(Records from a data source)
** start **

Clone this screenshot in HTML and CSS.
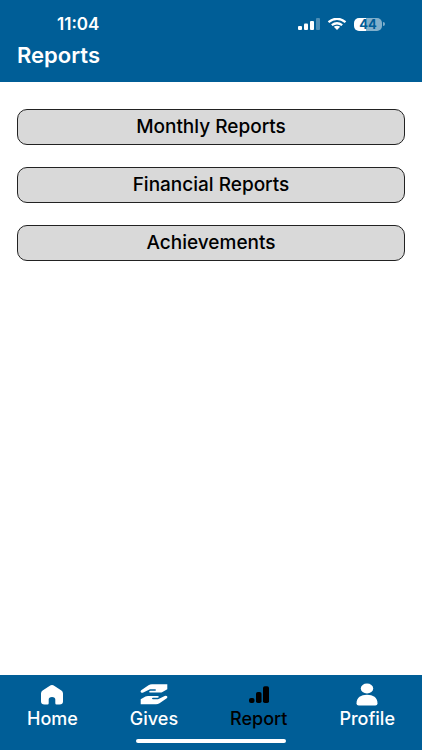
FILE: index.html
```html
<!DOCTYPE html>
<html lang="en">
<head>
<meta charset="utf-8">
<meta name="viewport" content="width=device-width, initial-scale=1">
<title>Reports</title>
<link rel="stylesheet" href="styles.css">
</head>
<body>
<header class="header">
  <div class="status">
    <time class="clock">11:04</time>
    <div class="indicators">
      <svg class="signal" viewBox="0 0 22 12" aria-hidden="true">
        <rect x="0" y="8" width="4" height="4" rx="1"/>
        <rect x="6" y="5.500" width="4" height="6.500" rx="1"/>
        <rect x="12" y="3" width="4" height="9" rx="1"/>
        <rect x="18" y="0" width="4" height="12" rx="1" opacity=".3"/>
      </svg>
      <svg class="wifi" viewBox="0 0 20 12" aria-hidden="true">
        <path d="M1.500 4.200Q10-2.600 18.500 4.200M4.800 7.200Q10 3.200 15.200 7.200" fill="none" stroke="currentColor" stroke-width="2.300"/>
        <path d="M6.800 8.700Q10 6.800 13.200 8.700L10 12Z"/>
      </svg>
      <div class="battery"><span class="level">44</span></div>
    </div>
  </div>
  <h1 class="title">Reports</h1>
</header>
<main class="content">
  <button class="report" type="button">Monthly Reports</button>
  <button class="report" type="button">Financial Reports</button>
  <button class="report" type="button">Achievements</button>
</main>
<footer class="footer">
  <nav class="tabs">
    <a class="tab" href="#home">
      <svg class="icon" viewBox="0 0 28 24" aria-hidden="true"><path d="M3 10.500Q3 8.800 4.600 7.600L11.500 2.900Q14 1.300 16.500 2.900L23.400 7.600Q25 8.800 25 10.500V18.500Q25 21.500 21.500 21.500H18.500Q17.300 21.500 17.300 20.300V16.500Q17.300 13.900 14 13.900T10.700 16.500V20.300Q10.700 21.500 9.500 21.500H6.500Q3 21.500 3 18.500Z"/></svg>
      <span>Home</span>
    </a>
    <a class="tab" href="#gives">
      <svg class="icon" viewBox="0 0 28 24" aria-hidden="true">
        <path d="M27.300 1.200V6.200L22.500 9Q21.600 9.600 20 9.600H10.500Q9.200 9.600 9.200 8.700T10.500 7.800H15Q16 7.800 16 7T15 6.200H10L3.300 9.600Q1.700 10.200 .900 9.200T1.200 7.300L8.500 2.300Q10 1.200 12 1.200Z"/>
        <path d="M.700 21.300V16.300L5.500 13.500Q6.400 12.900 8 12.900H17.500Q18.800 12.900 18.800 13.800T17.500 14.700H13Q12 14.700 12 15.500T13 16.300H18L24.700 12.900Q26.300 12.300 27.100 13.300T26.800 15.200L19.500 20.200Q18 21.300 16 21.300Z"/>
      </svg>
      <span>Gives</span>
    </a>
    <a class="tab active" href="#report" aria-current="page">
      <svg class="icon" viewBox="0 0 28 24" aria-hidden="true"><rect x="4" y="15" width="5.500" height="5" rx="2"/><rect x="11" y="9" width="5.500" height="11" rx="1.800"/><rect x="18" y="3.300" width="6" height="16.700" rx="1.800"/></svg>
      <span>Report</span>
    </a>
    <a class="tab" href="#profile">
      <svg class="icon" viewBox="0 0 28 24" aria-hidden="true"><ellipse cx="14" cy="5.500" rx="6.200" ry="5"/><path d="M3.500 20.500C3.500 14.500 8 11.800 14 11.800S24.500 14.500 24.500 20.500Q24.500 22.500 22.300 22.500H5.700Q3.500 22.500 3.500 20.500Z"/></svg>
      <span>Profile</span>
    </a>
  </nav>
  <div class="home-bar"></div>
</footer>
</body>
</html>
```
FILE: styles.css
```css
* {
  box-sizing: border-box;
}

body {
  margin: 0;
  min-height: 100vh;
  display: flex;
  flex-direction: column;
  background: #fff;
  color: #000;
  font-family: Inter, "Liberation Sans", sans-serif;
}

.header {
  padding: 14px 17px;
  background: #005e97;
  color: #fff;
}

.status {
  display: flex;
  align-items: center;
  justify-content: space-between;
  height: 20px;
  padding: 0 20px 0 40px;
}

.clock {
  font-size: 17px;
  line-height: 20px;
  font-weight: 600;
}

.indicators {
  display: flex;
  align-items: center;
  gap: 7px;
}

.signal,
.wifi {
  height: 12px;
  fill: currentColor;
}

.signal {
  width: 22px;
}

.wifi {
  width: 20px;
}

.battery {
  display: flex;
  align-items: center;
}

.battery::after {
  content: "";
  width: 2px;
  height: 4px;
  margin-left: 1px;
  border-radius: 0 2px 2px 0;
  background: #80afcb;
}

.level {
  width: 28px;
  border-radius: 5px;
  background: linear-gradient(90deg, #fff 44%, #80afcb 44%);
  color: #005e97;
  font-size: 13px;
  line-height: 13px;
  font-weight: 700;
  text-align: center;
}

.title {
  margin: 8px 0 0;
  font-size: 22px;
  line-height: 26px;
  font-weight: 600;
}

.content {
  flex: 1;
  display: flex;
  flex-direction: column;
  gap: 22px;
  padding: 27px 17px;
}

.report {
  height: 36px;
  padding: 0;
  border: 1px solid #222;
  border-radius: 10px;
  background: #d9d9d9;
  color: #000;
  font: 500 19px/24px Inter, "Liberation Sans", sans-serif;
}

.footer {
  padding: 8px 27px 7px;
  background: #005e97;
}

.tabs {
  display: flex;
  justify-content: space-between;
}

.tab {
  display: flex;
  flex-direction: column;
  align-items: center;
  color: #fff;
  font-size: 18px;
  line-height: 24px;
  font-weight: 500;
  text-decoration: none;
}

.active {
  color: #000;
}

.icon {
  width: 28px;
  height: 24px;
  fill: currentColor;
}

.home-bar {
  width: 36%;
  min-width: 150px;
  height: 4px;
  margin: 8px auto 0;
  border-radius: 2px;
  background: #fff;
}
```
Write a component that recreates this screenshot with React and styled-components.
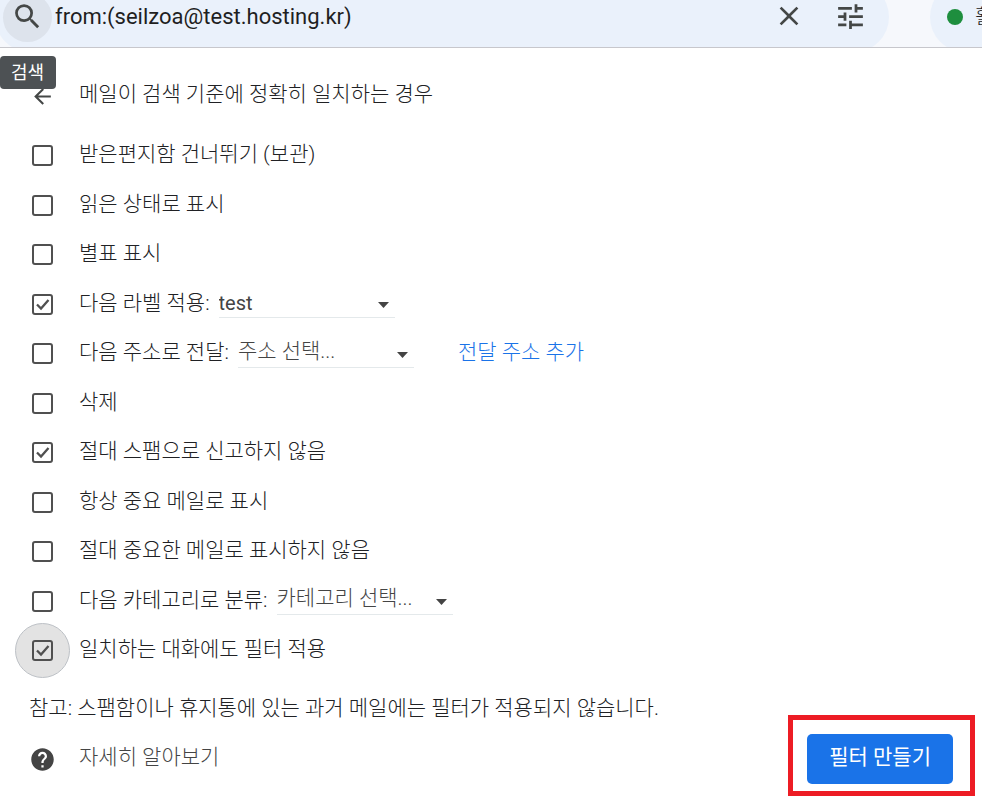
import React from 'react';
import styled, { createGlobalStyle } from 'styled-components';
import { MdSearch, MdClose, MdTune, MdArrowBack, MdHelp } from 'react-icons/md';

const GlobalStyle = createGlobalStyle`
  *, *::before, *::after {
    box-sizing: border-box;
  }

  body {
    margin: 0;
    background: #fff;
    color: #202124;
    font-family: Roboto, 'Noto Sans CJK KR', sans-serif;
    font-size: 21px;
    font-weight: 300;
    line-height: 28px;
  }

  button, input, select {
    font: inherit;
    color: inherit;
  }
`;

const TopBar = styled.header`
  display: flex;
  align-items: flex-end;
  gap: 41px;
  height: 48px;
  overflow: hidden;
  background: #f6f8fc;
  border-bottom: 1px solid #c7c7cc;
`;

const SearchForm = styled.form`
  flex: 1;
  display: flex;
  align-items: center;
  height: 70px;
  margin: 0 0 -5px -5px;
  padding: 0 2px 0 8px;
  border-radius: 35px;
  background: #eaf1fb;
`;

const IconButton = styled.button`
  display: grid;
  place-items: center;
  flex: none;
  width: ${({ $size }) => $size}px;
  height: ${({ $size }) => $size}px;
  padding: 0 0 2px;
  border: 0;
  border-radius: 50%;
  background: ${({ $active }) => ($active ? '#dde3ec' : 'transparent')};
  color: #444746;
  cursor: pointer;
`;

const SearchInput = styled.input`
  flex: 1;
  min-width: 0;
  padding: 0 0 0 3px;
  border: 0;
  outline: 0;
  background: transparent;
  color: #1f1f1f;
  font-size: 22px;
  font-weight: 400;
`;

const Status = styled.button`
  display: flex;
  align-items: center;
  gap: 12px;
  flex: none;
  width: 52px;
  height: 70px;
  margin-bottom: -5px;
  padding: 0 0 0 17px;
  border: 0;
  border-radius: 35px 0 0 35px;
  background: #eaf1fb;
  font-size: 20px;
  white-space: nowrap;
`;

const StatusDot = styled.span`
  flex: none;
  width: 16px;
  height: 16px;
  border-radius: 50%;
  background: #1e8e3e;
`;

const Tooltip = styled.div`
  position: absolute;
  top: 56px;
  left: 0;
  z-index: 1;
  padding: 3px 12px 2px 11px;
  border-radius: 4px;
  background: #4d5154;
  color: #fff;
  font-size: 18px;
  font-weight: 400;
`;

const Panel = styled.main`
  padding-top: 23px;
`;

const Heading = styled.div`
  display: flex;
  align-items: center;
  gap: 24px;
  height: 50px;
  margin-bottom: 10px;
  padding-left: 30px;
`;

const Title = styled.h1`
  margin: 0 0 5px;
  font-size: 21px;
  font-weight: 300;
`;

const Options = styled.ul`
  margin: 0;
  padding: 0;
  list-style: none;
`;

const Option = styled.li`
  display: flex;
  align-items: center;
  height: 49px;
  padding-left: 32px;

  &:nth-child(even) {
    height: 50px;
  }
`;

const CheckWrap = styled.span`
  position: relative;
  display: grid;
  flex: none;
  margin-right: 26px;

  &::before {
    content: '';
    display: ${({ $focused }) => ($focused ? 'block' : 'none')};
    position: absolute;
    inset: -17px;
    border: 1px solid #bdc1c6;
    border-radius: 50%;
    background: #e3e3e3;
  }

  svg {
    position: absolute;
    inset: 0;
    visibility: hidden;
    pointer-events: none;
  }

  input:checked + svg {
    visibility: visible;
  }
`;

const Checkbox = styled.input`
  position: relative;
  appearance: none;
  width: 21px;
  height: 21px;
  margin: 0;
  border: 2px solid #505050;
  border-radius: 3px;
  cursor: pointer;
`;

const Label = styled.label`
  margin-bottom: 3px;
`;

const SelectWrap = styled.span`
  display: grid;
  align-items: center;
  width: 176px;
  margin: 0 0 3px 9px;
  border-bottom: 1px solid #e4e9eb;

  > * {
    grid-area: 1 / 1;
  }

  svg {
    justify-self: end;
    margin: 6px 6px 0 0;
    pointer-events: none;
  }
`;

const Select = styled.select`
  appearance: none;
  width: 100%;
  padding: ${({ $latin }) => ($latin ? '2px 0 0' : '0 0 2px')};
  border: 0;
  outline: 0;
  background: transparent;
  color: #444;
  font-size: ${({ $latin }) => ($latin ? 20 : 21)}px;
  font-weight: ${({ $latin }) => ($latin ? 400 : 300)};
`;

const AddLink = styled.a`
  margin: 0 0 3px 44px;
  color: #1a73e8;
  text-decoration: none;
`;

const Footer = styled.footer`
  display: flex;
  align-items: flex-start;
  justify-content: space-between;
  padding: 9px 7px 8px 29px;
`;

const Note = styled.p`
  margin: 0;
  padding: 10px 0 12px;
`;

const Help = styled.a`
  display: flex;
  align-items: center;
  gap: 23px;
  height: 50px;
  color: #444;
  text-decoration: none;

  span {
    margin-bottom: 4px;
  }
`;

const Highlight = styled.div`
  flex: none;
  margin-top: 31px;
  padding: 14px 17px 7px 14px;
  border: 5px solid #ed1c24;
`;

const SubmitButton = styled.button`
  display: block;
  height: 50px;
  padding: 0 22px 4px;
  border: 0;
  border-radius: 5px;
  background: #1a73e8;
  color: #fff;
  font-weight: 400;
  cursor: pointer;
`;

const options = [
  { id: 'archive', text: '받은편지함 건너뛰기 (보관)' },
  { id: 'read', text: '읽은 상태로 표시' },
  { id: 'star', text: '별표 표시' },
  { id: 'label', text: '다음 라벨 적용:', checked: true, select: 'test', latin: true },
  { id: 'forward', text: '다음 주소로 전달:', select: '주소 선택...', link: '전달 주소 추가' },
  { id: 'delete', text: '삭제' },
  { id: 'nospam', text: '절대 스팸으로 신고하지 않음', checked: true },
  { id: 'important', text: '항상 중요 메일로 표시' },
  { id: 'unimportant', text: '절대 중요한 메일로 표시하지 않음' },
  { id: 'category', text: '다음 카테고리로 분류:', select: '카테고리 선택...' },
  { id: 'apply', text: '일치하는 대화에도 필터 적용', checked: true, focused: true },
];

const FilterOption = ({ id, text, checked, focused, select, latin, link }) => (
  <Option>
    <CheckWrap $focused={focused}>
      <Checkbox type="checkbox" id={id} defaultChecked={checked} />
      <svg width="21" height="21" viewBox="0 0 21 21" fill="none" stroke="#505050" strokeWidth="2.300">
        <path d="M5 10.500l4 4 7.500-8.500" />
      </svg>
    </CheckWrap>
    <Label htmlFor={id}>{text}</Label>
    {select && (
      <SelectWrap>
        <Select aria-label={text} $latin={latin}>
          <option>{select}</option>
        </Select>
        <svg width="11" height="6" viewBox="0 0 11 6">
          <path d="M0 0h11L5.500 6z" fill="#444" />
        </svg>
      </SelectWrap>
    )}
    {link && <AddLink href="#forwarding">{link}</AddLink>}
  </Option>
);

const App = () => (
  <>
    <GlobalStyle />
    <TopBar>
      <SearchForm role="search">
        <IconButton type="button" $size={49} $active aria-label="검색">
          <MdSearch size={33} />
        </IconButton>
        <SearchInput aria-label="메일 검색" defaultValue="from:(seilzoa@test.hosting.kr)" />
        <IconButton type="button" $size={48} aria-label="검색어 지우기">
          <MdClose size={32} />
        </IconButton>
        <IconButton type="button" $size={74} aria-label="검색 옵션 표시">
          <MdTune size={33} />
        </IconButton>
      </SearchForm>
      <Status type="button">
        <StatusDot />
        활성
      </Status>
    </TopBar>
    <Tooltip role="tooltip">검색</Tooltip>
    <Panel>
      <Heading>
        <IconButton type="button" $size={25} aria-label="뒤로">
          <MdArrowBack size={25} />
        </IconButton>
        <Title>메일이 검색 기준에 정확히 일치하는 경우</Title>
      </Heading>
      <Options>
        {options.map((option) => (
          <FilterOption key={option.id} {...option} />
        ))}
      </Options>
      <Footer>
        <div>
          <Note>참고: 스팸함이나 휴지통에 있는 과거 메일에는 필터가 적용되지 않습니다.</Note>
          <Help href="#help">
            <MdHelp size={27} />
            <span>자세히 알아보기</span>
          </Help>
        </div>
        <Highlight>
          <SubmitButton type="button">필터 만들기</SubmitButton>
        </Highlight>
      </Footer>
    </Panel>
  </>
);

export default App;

** end **

Problem: Look through the material above. Copy each line where the word "this" appears.

Response to the exercise:
Clone this screenshot in HTML and CSS.
Write a component that recreates this screenshot with React and styled-components.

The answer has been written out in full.